Took a bit of a blogging break

At the start of the month my girlfriend took her first trip away to visit family in almost two years which left me to my own devices and when I’m left alone I really struggle to get motivated (I think I get overwhelmed by all the options available to me).

I decided instead of worrying and fighting to meet deadlines I’d embrace the meh-ness and just rest up while I was in that headspace, however with the days getting shorter that feeling took a bit longer to shift after she returned.

I’ve got time off work after the 10th of December so I’ll be looking to get back on the blogging when I’m not juggling my day job and a side business.

Explored other ways of realising Reciprocal.dev’s goals

Another reason for the lack of blogging was that instead of celebrating the launch of the Reciprocal.dev alpha with a well-deserved break I jumped straight into exploring other ways of realising what we wanted to achieve with the project.

One of these approaches has been to build a Miro plugin that offers a similar experience (there are quite a few limitations to the Miro API) to our web app but within Miro.

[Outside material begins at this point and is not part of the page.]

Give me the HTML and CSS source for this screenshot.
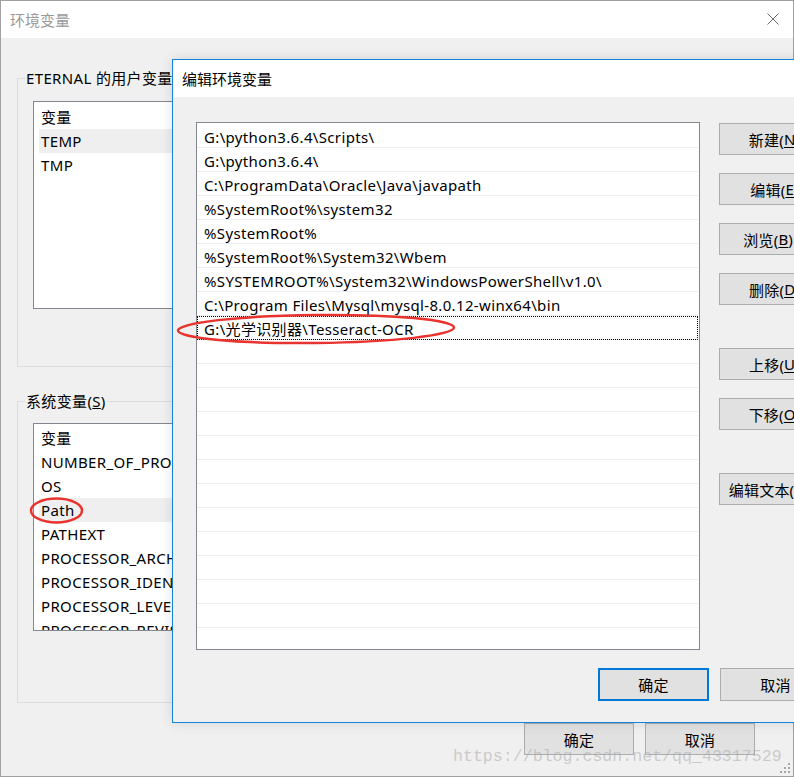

We’ll be conducting some user testing around which approach works for users in the coming weeks so I’m really excited to see if the integration into an existing tool makes the difference in the way people engage with it.

Finally got Pokemon D&P remakes

Although I ordered the remakes on the day they were announced my order was unfortunately given to Hermes to deliver which meant even though they received it on the Friday the game came out I didn’t actually have it in my hands until Wednesday.

This delay essentially knocked all my plans out of sync as I had dedicated that weekend to playing it and instead I found myself having to play it bit my bit over weekdays so by the time it was the weekend I wasn’t in the mood to play as I had to make up for all the stuff I didn’t do in the week.

The remakes are OK, the story is still great but there’s something about the like-for-like remake that makes me wish they’d done a bit more to modernise it as the game feels very grindy compared to newer entries.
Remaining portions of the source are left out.